Skip Glass is an expert on change. He’s been a marketing VP for Sybase, a senior VP at Netscape, CEO of a startup, and an angel investor – and that’s just part of his resume. We asked Glass, 47, now a venture partner at Canaan Partners, where he sees the next big change coming.
“I think there’s going to be a variety of mergers that will take place in the security area,” he says. “A lot of money has been spent, and I’m not sure that that wave isn’t beyond us. I think it makes sense for intrusion detection and firewall to really become integrated as products. We’ll see a whole lot more of that take place.”
The way Glass sees it, companies that are logging and aggregating raw data from events will want to join forces with companies that have the ability to query against that massive amount of information. Today’s competitive market, he says, isn’t satisfied with simply storing the aggregate information. Security services providers are going to have to be able to query that information for security breaches.

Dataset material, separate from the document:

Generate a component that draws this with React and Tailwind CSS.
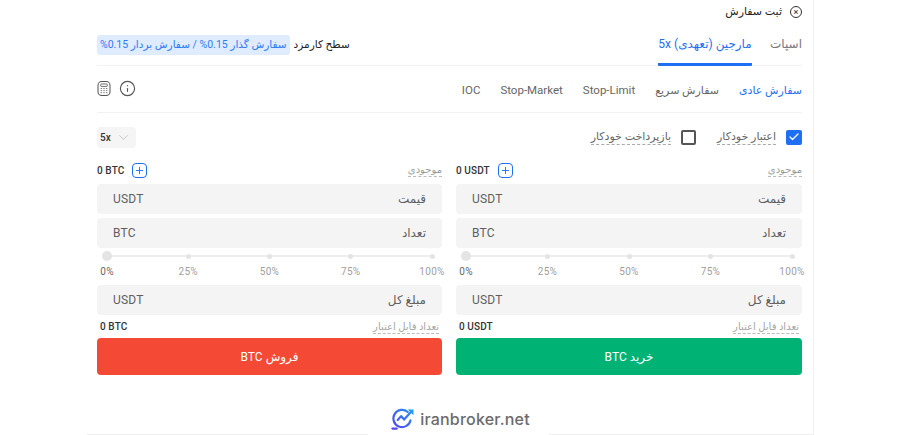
import React from "react";
import { ChevronDown, Check, Plus, Info } from "lucide-react";

const fa = { fontFamily: 'Roboto, "DejaVu Sans", sans-serif' };

const Field = ({ label, unit }) => (
  <div className="flex items-center justify-between h-[30px] bg-[#f4f4f4] rounded px-4 text-[12px] text-[#5f5f5f]">
    <span>{label}</span>
    <span className="tracking-[0.2px]">{unit}</span>
  </div>
);

const Slider = () => {
  const marks = ["100%", "75%", "50%", "25%", "0%"];
  return (
    <div className="h-[37px] pt-[3px]">
      <div className="relative h-[10px]">
        <div className="absolute left-[9px] right-[9px] top-[4px] h-[2px] bg-[#eeeeee]" />
        <div className="relative flex items-center justify-between h-[10px] mx-[10px]">
          {marks.map((m) => (
            <div key={m} className="w-0 flex justify-center">
              <div className={m === "0%" ? "shrink-0 w-[10px] h-[10px] rounded-full bg-[#e4e4e4]" : "shrink-0 w-[5px] h-[5px] rounded-full bg-[#e4e4e4]"} />
            </div>
          ))}
        </div>
      </div>
      <div className="flex justify-between mx-[10px] mt-[4px] text-[10px] leading-[14px] text-[#a0a0a0] tracking-[0.3px]">
        {marks.map((m) => (
          <div key={m} className="w-0 flex justify-center">
            <span className={m === "0%" ? "text-[#666666]" : ""} dir="ltr">
              {m}
            </span>
          </div>
        ))}
      </div>
    </div>
  );
};

const OrderForm = ({ balance, action, btnClass, widthClass }) => (
  <div className={`min-w-0 ${widthClass}`}>
    <div className="flex items-center justify-between h-[20px] mb-[4px]">
      <span className="text-[10px] leading-[13px] text-[#9a9a9a] border-b border-dashed border-[#bbbbbb]">موجودی</span>
      <div className="flex items-center gap-2" dir="ltr">
        <span className="font-medium text-[10px] tracking-[0.1px] text-[#333333]">{balance}</span>
        <span className="w-[15px] h-[15px] rounded-[4px] border border-[#1f6ff5] flex items-center justify-center text-[#1f6ff5]">
          <Plus size={11} strokeWidth={2} />
        </span>
      </div>
    </div>
    <div className="flex flex-col gap-[4px]">
      <Field label="قیمت" unit="USDT" />
      <Field label="تعداد" unit="BTC" />
    </div>
    <Slider />
    <Field label="مبلغ کل" unit="USDT" />
    <div className="flex items-center justify-between h-[23px] px-[3px]">
      <span className="text-[10px] leading-[13px] text-[#a5a5a5] border-b border-dashed border-[#bbbbbb]">تعداد قابل اعتبار</span>
      <span className="font-medium text-[10px] tracking-[0.1px] text-[#333333]" dir="ltr">{balance}</span>
    </div>
    <button className={`w-full h-[37px] rounded text-white text-[12px] ${btnClass}`}>{action}</button>
  </div>
);

const Logo = () => (
  <svg width="23" height="23" viewBox="0 0 24 24" fill="none">
    <defs>
      <linearGradient id="lg" x1="0" y1="24" x2="24" y2="0" gradientUnits="userSpaceOnUse">
        <stop offset="0" stopColor="#5a3df0" />
        <stop offset="1" stopColor="#1f9cf0" />
      </linearGradient>
    </defs>
    <path d="M17.5 5.2A9 9 0 1 0 20.3 14" stroke="url(#lg)" strokeWidth="2.3" strokeLinecap="round" />
    <path d="M7 13.5 10.5 9.5l3.2 3.6L21.5 4.5" stroke="url(#lg)" strokeWidth="2.3" strokeLinecap="round" strokeLinejoin="round" />
    <path d="M17.5 2.5h6V8.5z" fill="#1f9cf0" />
    <path d="M1.5 22.5h4.5" stroke="url(#lg)" strokeWidth="2.3" strokeLinecap="round" />
  </svg>
);

export default function App() {
  return (
    <div className="w-[900px] h-[435px] bg-white overflow-hidden" style={fa}>
      <div dir="rtl" className="ml-[87px] w-[727px] h-[435px] flex flex-col border-r border-[#f0f0f0]">
        <div className="flex-1 pr-[11px] pl-[10px]">
          <div className="flex items-center gap-[8px] h-[24px] text-[11px] text-[#222222]">
            <span className="w-[12px] h-[12px] rounded-full border border-[#333333] flex items-center justify-center text-[9px] leading-none">×</span>
            <span>ثبت سفارش</span>
          </div>

          <div className="flex items-center justify-between h-[42px] border-b border-[#f2f2f2]">
            <div className="flex h-full gap-[18px] text-[12px]">
              <span className="flex items-center pb-[2px] text-[#777777]">اسپات</span>
              <span className="flex items-center text-[#1f6ff5] border-b-[3px] border-[#1f6ff5] rounded-b-[1px] w-[94px] justify-center -mb-[1px]">
                مارجین (تعهدی) 5x
              </span>
            </div>
            <div className="flex items-center gap-[4px] text-[10.5px]">
              <span className="font-medium text-[#222222]">سطح کارمزد</span>
              <span className="bg-[#dfecff] text-[#2e7bf6] rounded-[3px] h-[20px] px-[3px] flex items-center whitespace-nowrap">
                سفارش گذار 0.15% / سفارش بردار 0.15%
              </span>
            </div>
          </div>

          <div className="flex items-center justify-between h-[47px] pt-[4px] border-b border-[#f2f2f2]">
            <div className="flex items-center gap-[20px] text-[11px] text-[#666666]">
              <span className="text-[#1f6ff5]">سفارش عادی</span>
              <span>سفارش سریع</span>
              <span className="text-[11.5px]">Stop-Limit</span>
              <span className="text-[11.5px]">Stop-Market</span>
              <span className="text-[11.5px]">IOC</span>
            </div>
            <div className="flex items-center gap-[8px] pb-[6px] text-[#555555]">
              <Info size={17} strokeWidth={1.6} />
              <svg width="14" height="15" viewBox="0 0 14 16" fill="none" stroke="currentColor">
                <rect x="0.6" y="0.6" width="12.8" height="14.8" rx="4" strokeWidth="1.1" />
                <rect x="3.5" y="3.2" width="7" height="2.6" rx="0.6" strokeWidth="0.9" />
                <path d="M3.5 8h1.2M6.4 8h1.2M9.3 8h1.2M3.5 10.2h1.2M6.4 10.2h1.2M9.3 10.2h1.2M3.5 12.4h1.2M6.4 12.4h1.2M9.3 12.4h1.2" strokeWidth="1" />
              </svg>
            </div>
          </div>

          <div className="flex items-center justify-between h-[48px]">
            <div className="flex items-center text-[11px] text-[#666666]">
              <span className="w-[16px] h-[15px] rounded-[2px] bg-[#1f6ff5] flex items-center justify-center text-white">
                <Check size={12} strokeWidth={2.5} />
              </span>
              <span className="mr-[10px] border-b border-dashed border-[#aaaaaa] leading-[15px]">اعتبار خودکار</span>
              <span className="mr-[21px] w-[15px] h-[15px] rounded-[2px] border-2 border-[#555555]" />
              <span className="mr-[10px] border-b border-dashed border-[#aaaaaa] leading-[15px]">بازپرداخت خودکار</span>
            </div>
            <div dir="ltr" className="flex items-center gap-[5px] w-[39px] h-[21px] bg-[#f5f5f5] rounded pl-[3px] text-[10px] text-[#333333] font-medium">
              <span>5x</span>
              <ChevronDown size={15} strokeWidth={1} className="text-[#aaaaaa]" />
            </div>
          </div>

          <div className="flex gap-[14px] -mt-[1px]">
            <OrderForm balance="0 USDT" action="خرید BTC" btnClass="bg-[#00b274]" widthClass="w-[346px]" />
            <OrderForm balance="0 BTC" action="فروش BTC" btnClass="bg-[#f44a35]" widthClass="w-[345px]" />
          </div>
        </div>

        <div className="flex items-end h-[60px]">
          <div className="flex-1 border-b border-[#eeeeee]" />
          <div dir="ltr" className="w-[181px] flex items-center justify-center gap-[6px] pl-[4px] pb-[5px]">
            <Logo />
            <span className="font-['Inter'] font-medium text-[16px] leading-[22px] tracking-[0.2px] text-[#6b6b6b]">iranbroker.net</span>
          </div>
          <div className="w-[281px] border-b border-[#eeeeee]" />
        </div>
      </div>
    </div>
  );
}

Glass also thinks that security testing will become less disruptive. “You’re going to see more behind-the-scenes response to do vulnerability assessment without disrupting the networks. Then I think we’ll see patch management and desktop management merge and we’ll see a big movement towards policy-based management.”

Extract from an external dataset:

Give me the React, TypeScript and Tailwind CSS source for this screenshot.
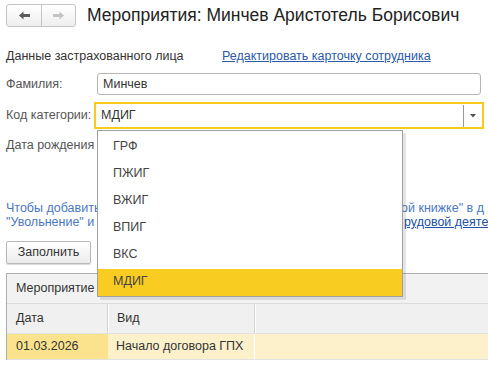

But consolidation won’t happen across the board. Some aspects of database management will remain de-centralized. “What I don’t think we’ll get is the emergence of an all-in-one coming together in one device,” he says. “There are reasons why there are specialized high-speed embedded databases. There are reasons why there are object relational databases.”
Glass believes that we’re at the beginning of a wave of open systems and that the database world is becoming an open model for open databases. He recently took a board seat and led Canaan’s investment in Groundworks, a provider of enterprise class support and enterprise class systems.

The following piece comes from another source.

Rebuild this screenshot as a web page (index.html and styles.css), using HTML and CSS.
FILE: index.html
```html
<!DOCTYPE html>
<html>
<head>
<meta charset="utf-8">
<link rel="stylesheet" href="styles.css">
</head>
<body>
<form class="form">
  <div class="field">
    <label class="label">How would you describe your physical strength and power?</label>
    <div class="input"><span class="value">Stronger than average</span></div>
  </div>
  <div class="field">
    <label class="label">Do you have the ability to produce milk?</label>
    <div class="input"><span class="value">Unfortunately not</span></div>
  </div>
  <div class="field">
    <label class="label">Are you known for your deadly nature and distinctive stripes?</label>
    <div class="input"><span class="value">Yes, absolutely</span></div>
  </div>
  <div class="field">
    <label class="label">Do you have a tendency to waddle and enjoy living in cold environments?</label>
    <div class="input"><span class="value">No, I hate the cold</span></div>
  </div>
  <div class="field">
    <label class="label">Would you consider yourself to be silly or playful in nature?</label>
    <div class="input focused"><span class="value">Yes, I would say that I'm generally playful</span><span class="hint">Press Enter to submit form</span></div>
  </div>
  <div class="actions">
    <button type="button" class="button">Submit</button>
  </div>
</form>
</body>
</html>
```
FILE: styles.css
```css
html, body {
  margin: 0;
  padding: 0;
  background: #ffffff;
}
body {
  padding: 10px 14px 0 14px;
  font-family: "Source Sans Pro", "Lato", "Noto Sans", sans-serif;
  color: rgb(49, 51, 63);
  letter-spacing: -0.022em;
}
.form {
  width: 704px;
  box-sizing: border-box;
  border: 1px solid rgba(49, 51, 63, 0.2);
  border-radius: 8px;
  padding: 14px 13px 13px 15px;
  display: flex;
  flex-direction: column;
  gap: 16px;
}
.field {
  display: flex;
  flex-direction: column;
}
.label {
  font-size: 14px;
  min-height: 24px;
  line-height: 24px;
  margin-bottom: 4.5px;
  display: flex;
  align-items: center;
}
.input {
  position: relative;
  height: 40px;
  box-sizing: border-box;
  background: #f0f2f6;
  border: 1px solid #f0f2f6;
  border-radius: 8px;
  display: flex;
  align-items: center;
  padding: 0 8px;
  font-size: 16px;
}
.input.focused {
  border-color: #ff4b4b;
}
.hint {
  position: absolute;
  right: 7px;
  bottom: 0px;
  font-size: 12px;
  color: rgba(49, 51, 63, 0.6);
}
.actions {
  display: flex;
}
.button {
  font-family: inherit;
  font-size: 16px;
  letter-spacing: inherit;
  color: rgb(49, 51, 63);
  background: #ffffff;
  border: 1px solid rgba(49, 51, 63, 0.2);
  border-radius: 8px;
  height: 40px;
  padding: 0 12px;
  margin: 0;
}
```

Another sector Glass feels passionate about is business process outsourcing (BPO), the profitable yet politically perilous practice of sending processing jobs overseas. “There are whole portions of industries where it doesn’t make sense for people to be building and supporting their own proprietary system,” he says. He became familiar with the BPO space working with companies like Exigen, a Lightspeed investment. “There are plenty of models to look at, big companies that have been very successful in doing that.”
He doesn’t limit the BPO opportunity to India and China, however, and is quick to point out the similar savings can be found by sending processing work to parts of the United States with lower costs of living.
While Glass has praise for the rest of the Canaan team and plans to stay awhile, he doesn’t rule out another tour of duty behind the CEO desk. “At some point in the future I probably will [return as a CEO]. Maybe in another five years or maybe in another 10 years. I think it’s kind of fun to have a combination of the two.”